A few years back, when I was in the states and got a chance to visit Santa Cruz, which sits on the central California coast. It’s the home of many cycling brands and the iconic surf town is rich with creative types. There’s a certain hippiness to the rad coastal town, waves roll in, dudes roll about on skateboards, people chill at cafes and bars – it’s like no one has a care in the world. Whilst in town, I was invited to have dinner with Keith Bontrager, founder of Bontrager! This invite meant that I had to shut down another invite by a friend at Santa Cruz Bicycles, but he understood, as it was Mr. Bontrager after all.

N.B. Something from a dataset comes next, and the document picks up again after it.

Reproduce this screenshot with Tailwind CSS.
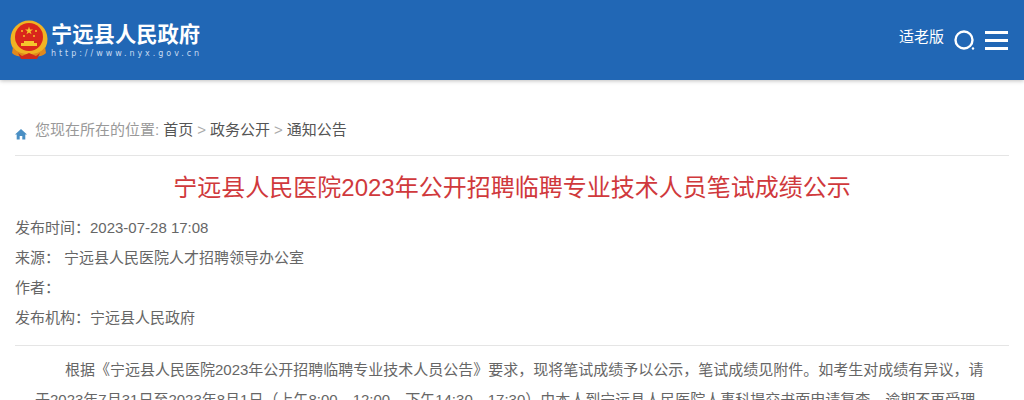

My wife and I rolled around to Keith Bontrager’s pad, we walked through his front garden littered with tomato plants into their low-key bungalow dwelling. Inside, there’s bikes stashed in the lounge and a few bicycle parts lying around, I could see that he still loves bikes and still tinkers with them. Keith handed be a cold beer and returned quickly to the kitchen where he was busily preparing our nights feast. We yarned with his lovely partner, Julie Dinsdale and his flat mate, a drummer in a local band. Keith was very welcoming and showed me around his garden and back yard, he then threw some fish on the BBQ. His garden is something to be marveled and is now where he spends most of his time – clearly using his hands is very familiar to him. Whether is be on bikes, garden or in the kitchen. I can’t believe I’m having dinner with him and that he’s actually invited me to his place – it’s one of those pinch yourself moments.
Keith ﬁrst got noticed by hand-building frames in his garage in California. After that he got to inventing things and in 78’ was attracted to cycling. In 79’ he built his first road bike but with his motocross background he was more attracted to mountain biking. So, a year later he built his first mountain bike frame and founded the brand. Pioneering is what Keith does best. He’s always drawn on his University College of Santa Cruz physics education and time as a motorbike mechanic to build better bikes. Nowadays Bontrager is seen of a heap of Trek Bikes, largely helped by the company (Trek Bicycles) having acquired the brand in 1995.
When you yarn to Keith you can see that his mind is always at work in the background thinking about how his products can be improved. New ideas and evolving the ways to approach things drive him. Lately, he helped conceptualized tubeless tyre technology. With a real eye for attention to detail and an ability to think outside the box, he’s pushed the envelope of bike, component and wheel design since the early days.
Keith serves us a delicious dinner of fresh fish and salad greens, and we sit around the table yarning and sipping on red wine. The salad is served fresh from his garden and Keith comments; “it’s better than going to a restaurant” – I tend to agree, better food, better yarns and far more relaxed. It also gives my wife and I a great insight who Keith and Julie are. My wife still talks about this dinner and has been bugging me to write this story ever since. Keith has always had and involvement in the process of parts, wheels and anything that carries his name. A few friends in the industry, whom work for Trek, say that sometimes Keith chirps up when a new Bontrager component is in the prototype/product development phase. He asks a ton of questions and holds the engineers and designers to account. Wouldn’t you if your last name was on a product?
Lately, Keith has pulled back from being involved in everything Bontrager. In 2015, Julie, his partner, unfortunately got hit by a car in a severe accident that has left her with one leg amputated below the knee. Keith was riding with her at the time and as you can imagine it’s been a pretty tough time for them both. We visited them in 2018, a few years on since the accident and Julie was super energetic and is an incredible women. Keith, being the clever man that he is has manufactured a few parts so she could get back on the bike. They even ride a tandem from time to time. And, over dinner the conversation was about epic bike adventures of years gone by and about some in years to come. You can clearly see that passion for cycling still lives strongly within this couple. Time has moved on since his early days but Keith, to me, has remained true to what he knows and what he does.